→ **Input data**:
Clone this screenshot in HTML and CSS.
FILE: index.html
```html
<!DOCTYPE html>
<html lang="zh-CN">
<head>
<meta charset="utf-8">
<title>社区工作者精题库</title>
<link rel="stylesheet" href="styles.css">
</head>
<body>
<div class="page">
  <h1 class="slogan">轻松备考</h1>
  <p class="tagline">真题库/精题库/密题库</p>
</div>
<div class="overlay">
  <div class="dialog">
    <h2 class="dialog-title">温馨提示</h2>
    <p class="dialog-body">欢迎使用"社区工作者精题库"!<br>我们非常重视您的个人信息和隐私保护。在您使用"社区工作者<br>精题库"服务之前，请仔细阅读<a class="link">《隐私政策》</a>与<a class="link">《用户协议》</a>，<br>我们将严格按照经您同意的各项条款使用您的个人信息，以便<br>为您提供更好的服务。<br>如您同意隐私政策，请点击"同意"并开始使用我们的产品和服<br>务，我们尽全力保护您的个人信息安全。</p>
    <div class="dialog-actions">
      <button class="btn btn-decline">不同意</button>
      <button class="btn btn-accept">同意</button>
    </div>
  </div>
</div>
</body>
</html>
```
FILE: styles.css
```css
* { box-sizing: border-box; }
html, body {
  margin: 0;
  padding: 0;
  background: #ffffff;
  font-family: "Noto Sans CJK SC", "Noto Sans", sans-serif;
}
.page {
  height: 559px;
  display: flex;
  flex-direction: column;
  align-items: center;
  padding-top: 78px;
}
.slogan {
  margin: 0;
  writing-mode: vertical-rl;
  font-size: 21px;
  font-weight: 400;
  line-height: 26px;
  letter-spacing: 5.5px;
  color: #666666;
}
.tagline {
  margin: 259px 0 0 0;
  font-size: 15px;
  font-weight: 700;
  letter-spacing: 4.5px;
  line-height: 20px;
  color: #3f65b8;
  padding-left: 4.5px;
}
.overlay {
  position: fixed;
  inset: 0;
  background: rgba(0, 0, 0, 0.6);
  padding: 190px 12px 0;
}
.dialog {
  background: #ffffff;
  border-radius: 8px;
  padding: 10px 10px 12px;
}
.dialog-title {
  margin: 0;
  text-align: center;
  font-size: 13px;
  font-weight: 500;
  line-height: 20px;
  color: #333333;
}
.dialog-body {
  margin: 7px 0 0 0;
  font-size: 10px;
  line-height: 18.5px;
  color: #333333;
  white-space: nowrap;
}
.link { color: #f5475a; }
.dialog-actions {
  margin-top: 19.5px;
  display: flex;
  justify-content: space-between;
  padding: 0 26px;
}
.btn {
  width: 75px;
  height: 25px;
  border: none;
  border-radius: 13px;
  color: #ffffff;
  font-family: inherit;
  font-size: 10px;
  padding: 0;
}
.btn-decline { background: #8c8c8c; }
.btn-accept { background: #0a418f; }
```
---
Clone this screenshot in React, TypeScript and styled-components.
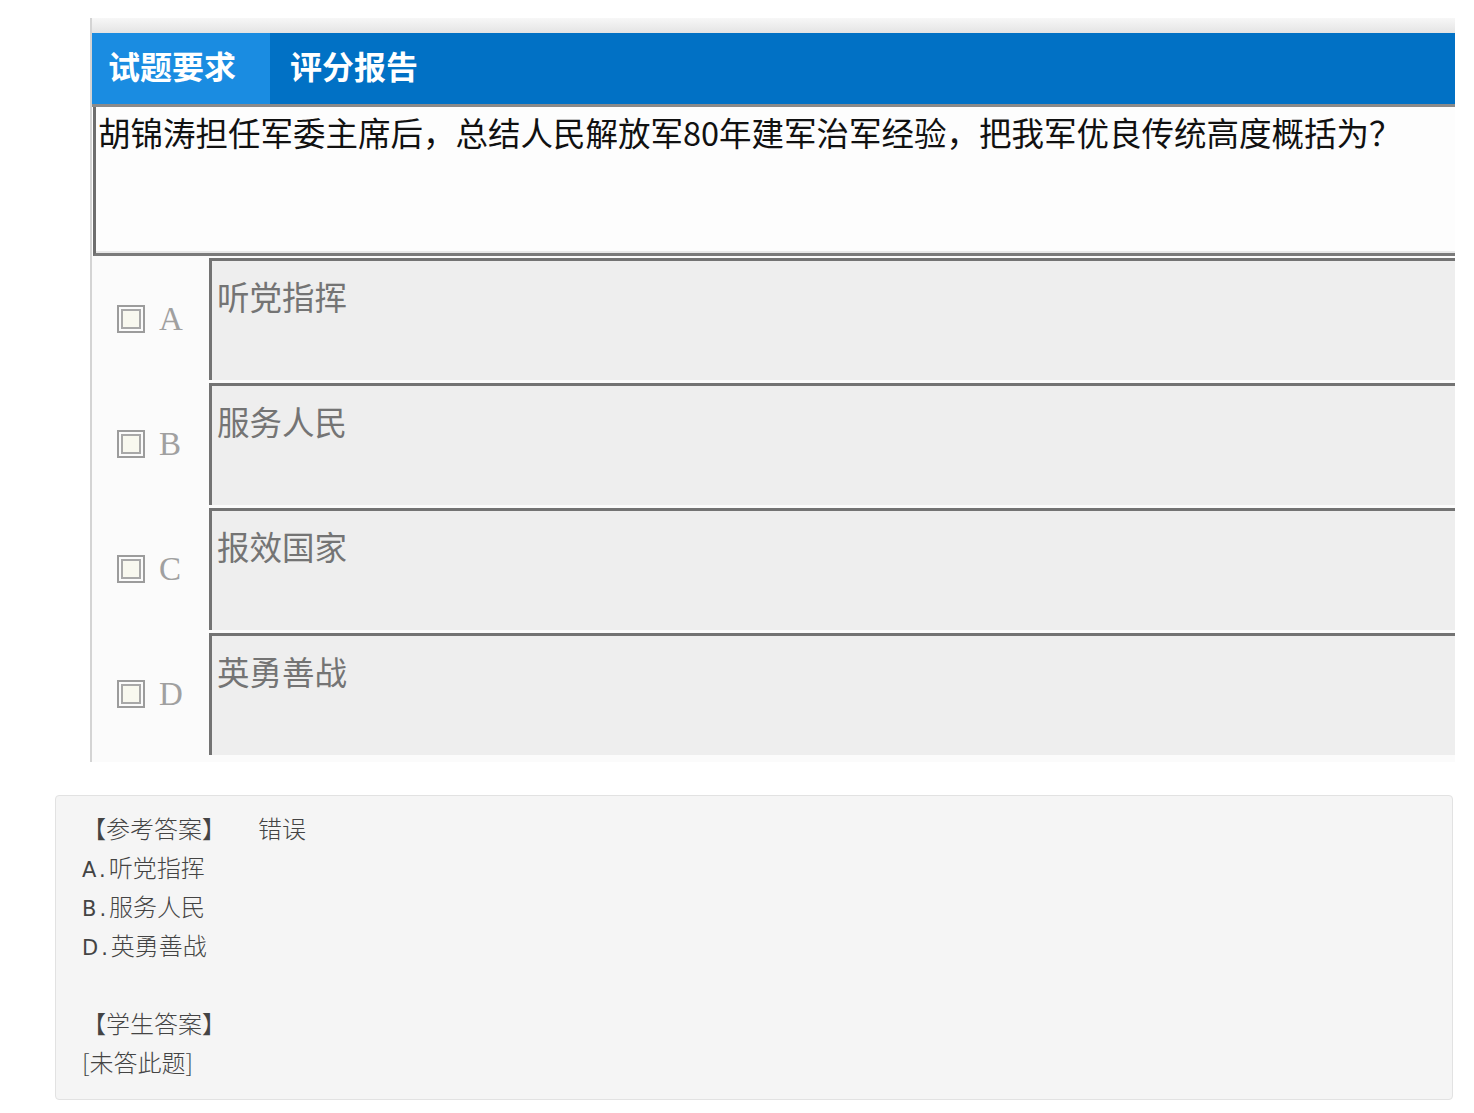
...
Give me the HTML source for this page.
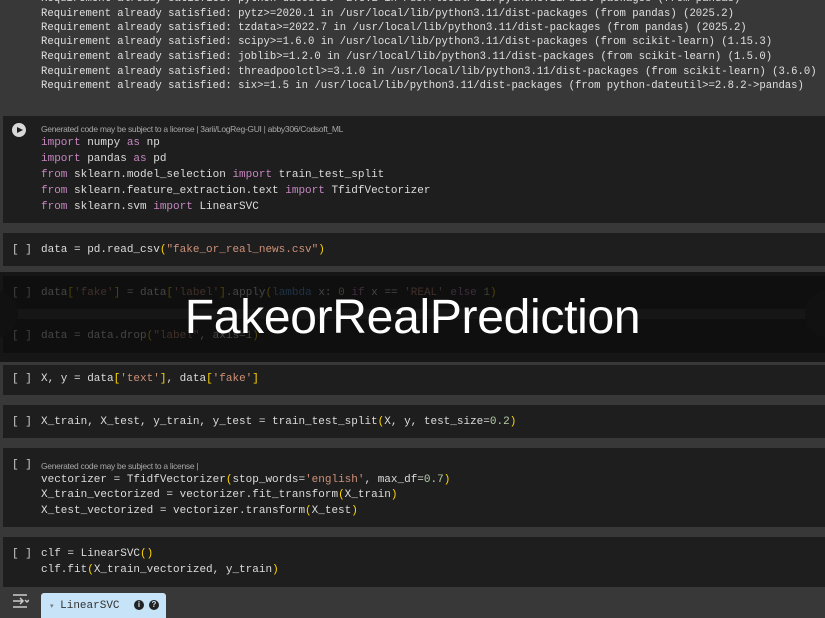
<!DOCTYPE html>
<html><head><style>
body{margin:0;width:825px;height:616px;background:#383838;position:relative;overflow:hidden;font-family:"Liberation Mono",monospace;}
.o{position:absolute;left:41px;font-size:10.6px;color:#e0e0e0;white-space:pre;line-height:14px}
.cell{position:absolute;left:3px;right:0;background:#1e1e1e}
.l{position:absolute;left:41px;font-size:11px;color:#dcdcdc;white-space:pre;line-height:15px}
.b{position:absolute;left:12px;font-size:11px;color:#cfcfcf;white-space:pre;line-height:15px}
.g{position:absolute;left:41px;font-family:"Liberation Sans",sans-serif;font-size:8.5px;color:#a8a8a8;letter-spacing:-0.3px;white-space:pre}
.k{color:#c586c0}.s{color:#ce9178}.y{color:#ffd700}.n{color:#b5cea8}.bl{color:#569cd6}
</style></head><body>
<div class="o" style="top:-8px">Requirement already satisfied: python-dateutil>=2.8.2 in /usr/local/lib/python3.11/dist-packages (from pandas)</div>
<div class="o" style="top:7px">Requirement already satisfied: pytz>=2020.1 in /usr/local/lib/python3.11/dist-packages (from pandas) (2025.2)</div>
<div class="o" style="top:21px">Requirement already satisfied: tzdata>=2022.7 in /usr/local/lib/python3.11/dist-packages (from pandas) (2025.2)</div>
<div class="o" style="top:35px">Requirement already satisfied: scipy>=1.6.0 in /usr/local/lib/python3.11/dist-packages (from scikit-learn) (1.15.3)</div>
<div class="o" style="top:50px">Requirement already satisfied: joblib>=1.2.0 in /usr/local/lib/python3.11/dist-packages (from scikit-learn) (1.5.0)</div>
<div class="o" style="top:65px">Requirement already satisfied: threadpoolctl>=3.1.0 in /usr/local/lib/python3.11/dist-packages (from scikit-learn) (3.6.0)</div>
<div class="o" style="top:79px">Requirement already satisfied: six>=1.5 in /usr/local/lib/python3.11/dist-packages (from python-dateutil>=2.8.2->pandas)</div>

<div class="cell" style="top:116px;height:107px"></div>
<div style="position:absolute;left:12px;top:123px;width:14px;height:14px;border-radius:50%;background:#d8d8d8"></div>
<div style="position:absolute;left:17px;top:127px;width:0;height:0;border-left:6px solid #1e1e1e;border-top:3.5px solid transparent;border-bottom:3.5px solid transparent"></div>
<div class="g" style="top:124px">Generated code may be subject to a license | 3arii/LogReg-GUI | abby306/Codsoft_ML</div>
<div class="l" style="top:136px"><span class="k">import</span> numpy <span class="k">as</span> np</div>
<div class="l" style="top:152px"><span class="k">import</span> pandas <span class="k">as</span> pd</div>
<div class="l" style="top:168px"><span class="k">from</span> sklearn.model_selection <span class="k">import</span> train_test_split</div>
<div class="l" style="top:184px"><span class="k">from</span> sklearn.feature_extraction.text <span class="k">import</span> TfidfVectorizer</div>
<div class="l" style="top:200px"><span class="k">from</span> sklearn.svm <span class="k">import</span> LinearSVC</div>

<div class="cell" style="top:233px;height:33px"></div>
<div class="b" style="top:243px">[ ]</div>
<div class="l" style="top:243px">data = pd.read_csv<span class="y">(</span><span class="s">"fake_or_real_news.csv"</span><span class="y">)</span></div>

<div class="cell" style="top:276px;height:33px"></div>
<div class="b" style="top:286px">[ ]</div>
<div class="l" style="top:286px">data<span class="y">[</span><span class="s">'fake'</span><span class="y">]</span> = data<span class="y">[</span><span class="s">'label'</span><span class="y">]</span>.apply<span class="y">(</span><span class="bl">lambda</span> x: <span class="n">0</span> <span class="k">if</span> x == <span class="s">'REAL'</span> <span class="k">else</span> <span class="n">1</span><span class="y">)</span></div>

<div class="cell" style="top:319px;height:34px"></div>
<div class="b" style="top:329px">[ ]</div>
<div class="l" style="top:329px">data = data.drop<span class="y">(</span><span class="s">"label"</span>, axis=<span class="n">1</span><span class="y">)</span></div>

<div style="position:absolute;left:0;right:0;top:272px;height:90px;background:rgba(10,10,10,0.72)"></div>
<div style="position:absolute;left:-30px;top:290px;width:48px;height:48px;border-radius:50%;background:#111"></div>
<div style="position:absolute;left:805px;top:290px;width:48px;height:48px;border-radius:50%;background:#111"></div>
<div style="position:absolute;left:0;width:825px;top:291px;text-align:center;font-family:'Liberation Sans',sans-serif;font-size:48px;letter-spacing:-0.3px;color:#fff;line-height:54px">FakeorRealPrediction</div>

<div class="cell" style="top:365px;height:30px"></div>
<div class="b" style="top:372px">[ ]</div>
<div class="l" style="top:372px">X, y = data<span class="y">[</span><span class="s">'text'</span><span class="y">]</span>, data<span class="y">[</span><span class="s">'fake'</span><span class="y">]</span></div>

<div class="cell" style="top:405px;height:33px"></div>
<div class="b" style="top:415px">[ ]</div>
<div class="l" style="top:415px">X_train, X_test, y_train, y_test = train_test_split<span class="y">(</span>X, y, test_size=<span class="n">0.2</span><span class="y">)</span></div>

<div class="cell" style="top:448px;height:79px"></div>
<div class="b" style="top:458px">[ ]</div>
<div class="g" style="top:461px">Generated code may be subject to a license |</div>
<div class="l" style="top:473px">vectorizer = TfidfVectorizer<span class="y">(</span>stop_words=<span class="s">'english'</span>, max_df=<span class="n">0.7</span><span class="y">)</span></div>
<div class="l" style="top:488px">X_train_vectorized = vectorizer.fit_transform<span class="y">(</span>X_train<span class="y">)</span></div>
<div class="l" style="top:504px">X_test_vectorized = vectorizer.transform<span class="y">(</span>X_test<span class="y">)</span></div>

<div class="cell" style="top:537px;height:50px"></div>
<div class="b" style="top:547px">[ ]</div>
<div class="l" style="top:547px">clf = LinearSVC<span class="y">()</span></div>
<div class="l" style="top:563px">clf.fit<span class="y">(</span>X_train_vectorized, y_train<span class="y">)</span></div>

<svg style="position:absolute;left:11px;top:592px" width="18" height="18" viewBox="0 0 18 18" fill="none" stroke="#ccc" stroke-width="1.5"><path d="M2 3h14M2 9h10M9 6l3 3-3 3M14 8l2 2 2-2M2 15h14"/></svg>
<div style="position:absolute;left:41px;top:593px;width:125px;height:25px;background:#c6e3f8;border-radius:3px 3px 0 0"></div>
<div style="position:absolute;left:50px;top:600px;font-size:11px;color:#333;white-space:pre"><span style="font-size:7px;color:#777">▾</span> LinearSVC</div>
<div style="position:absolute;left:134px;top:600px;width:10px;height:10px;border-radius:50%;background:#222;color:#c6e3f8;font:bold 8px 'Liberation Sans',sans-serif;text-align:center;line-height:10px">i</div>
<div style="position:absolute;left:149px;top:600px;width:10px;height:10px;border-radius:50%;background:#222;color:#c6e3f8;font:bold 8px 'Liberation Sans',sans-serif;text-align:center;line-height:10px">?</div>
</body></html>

→ **Directions for this task**: Pull out every line above that holds the word "Clone".

→ **Solution**:
Clone this screenshot in HTML and CSS.
Clone this screenshot in React, TypeScript and styled-components.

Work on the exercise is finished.